PHYSICAL PROBLEMS/MEDICAL COMPLICATIONS
Eating Disorders have a multitude of medical complications ranging from mild to severe. In Anorexia, for example, it is believed that 5-20% of anorexics die, usually from complications associated with self-starvation, such as: heart, kidney, or multiple organ failure, or illnesses like pneumonia, which may be due to an inability to fight infection—all ultimately due to the anorexia. Studies show that the longer one has anorexia, the higher the mortality rate. Someone who has been anorexic for five years has about a 5% chance of mortality, but the rate increases to 18% in individuals who suffer chronically for 30 years (Reference: Kathryn Zerbe p. 250).
Let’s take a closer look at some of the complications that can arise during the course of eating disorders:
Starving, bingeing, and purging all lead to electrolyte imbalances.

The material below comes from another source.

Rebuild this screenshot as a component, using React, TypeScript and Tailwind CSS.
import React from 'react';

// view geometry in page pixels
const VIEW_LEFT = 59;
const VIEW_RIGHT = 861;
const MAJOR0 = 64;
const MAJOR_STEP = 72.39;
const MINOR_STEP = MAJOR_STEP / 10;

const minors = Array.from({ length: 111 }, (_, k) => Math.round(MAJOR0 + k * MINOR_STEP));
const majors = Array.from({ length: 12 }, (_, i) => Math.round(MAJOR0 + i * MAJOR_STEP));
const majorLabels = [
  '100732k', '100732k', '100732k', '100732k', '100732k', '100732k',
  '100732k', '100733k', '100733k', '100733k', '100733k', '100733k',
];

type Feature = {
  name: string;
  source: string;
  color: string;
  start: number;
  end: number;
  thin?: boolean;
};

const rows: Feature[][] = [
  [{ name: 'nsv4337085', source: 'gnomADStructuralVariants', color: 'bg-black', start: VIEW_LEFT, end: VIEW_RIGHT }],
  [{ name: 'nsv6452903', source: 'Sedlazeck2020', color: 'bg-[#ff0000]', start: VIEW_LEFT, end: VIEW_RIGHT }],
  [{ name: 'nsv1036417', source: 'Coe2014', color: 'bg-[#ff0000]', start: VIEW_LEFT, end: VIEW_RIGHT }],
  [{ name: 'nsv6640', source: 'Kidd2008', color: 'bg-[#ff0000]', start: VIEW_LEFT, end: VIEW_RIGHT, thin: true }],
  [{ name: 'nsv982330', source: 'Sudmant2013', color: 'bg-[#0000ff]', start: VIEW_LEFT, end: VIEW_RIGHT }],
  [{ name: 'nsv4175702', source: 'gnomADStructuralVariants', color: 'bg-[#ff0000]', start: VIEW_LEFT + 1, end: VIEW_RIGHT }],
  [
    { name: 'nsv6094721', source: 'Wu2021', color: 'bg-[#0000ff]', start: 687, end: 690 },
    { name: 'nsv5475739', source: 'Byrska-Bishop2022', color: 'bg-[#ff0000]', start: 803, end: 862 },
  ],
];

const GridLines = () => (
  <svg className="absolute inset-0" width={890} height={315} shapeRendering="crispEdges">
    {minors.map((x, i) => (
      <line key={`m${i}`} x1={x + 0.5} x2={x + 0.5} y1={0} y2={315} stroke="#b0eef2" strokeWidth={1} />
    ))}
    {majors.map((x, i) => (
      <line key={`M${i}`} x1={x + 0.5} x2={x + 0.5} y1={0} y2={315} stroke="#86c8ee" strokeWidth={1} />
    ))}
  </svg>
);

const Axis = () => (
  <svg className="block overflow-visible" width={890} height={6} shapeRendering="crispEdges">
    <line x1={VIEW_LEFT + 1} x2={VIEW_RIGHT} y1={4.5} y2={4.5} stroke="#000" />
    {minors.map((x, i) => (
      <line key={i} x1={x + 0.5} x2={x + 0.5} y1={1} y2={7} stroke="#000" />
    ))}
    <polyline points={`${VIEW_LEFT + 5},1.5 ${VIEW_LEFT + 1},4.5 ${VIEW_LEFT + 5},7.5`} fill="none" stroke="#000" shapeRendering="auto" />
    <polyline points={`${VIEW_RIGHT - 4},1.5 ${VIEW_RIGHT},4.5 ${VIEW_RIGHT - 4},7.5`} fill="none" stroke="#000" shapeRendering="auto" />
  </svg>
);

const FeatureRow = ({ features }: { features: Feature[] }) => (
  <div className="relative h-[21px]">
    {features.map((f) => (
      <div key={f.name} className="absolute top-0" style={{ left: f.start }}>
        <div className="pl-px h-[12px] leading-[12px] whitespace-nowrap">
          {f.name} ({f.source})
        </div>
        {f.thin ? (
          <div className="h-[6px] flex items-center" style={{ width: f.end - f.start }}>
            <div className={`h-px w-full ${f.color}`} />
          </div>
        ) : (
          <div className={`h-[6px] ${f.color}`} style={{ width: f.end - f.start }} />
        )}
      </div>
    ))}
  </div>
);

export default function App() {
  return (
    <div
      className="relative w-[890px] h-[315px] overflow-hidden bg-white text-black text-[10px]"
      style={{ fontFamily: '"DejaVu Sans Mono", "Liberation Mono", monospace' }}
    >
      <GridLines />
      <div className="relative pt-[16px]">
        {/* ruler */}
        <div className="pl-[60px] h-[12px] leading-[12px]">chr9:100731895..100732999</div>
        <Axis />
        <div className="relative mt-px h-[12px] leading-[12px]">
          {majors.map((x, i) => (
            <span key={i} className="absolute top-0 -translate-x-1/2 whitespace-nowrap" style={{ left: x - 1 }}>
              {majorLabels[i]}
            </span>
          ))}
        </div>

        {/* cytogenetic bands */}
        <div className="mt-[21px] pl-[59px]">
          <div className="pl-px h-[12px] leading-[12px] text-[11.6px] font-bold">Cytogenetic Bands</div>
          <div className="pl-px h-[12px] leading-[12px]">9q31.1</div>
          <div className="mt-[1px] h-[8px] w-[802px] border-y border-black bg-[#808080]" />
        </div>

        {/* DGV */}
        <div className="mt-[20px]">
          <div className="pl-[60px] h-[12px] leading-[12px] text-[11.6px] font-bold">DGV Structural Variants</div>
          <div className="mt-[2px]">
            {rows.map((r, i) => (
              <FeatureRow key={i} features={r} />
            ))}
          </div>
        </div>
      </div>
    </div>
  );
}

Electrolytes, are chemicals like sodium, potassium, and chloride. They help regulate your heartbeat. When dehydration occurs, from purging, diuretic & laxative abuse, electrolytes like potassium are lowered, which typically result in cardiac arrhythmia, an irregular heart beat—too fast, too slow, or lacking the proper rhythm. Some arrhythmia aren’t dangerous and may subside once the body is restored to health. Others arrhythmias are extremely dangerous and can lead to cardiac arrest. It’s a bit like playing Russian Roulette, there are no guarantees as to who develops an arrhythmia or other severe consequence.
The heart’s size can also be affected. When people starve and lose weight, they do not lose only fat, they also lose muscle mass. Since the heart itself is a muscle, starvation can lead to decreases in both mass and chamber size.

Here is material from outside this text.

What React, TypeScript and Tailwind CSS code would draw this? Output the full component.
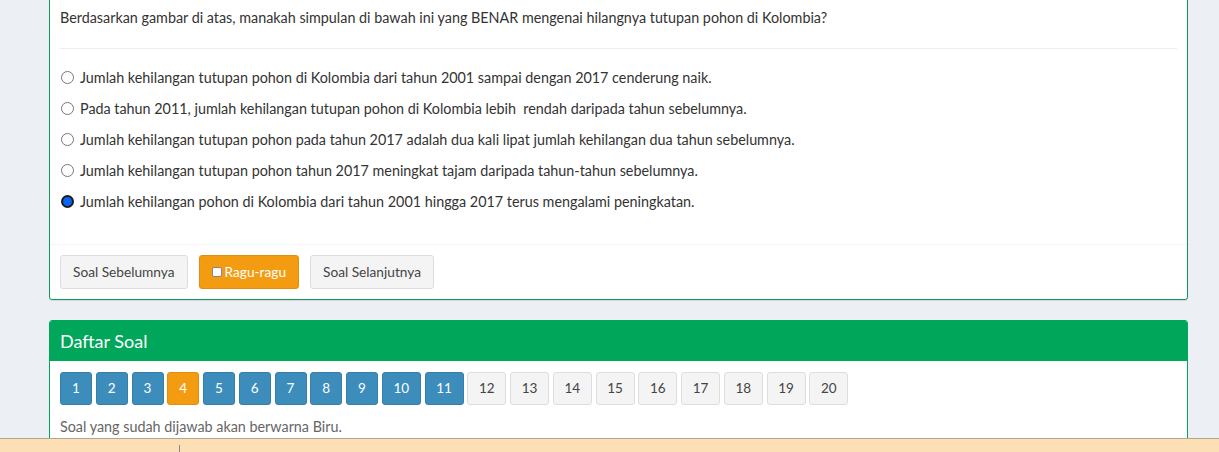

For the heart to beat, lungs to work, and blood to travel through our veins, the body requires energy. Starving causes an energy crisis, in response to which the body literally slows down to conserve what little energy it has left in order to perform the basic functions required to sustain life. In addition to the metabolism slowing down, the heart rate also slows down, a condition called “bradycardia.” Most women’s hearts average ap- proximately 80 beats per minute, but some anorexics have had heart rates as low as 25 beats per minute (Kaplan 1993, p. 73).
One of the most common problems experienced by those with eating disorders is delayed gastric emptying, which essentially means that food leaves the stomach slower than it would if the body were healthy. When this happens complain that they feel unduly bloated and “stuffed” after consuming only a modest meal, some feel full after only a few bites. While this discomfort is founded in a real physical condition, it does tend to subside once eating is normalized.
Those who vomit are at risk for internal bleeding, ulcers, and gastritis, a painful inflammation of the stomach lining. Vomiting can cause a painful swelling of the esophagus, and places undue stress on the stomach, both of which are at risk of rupturing, a condition which is fatal unless immediate medical attention is available. It also often causes tearing of the esophagus, and people will see streaks of blood in their vomit. Vomiting also causes enlarged parotid (salivary) glands sometimes described as “chipmunk cheeks,” loss of the gag reflex, and has been linked to the development of hiatal hernias.
Constipation is a common condition resulting from inadequate fiber and food intake. Some individuals have such reduced intestinal motility that medical attention is required. Laxative abuse and overly aggressive refeeding both pose a risk for bowel perforations, which may call for surgical intervention. The small intestine also frequently becomes ineffective in absorbing nutrients and minerals.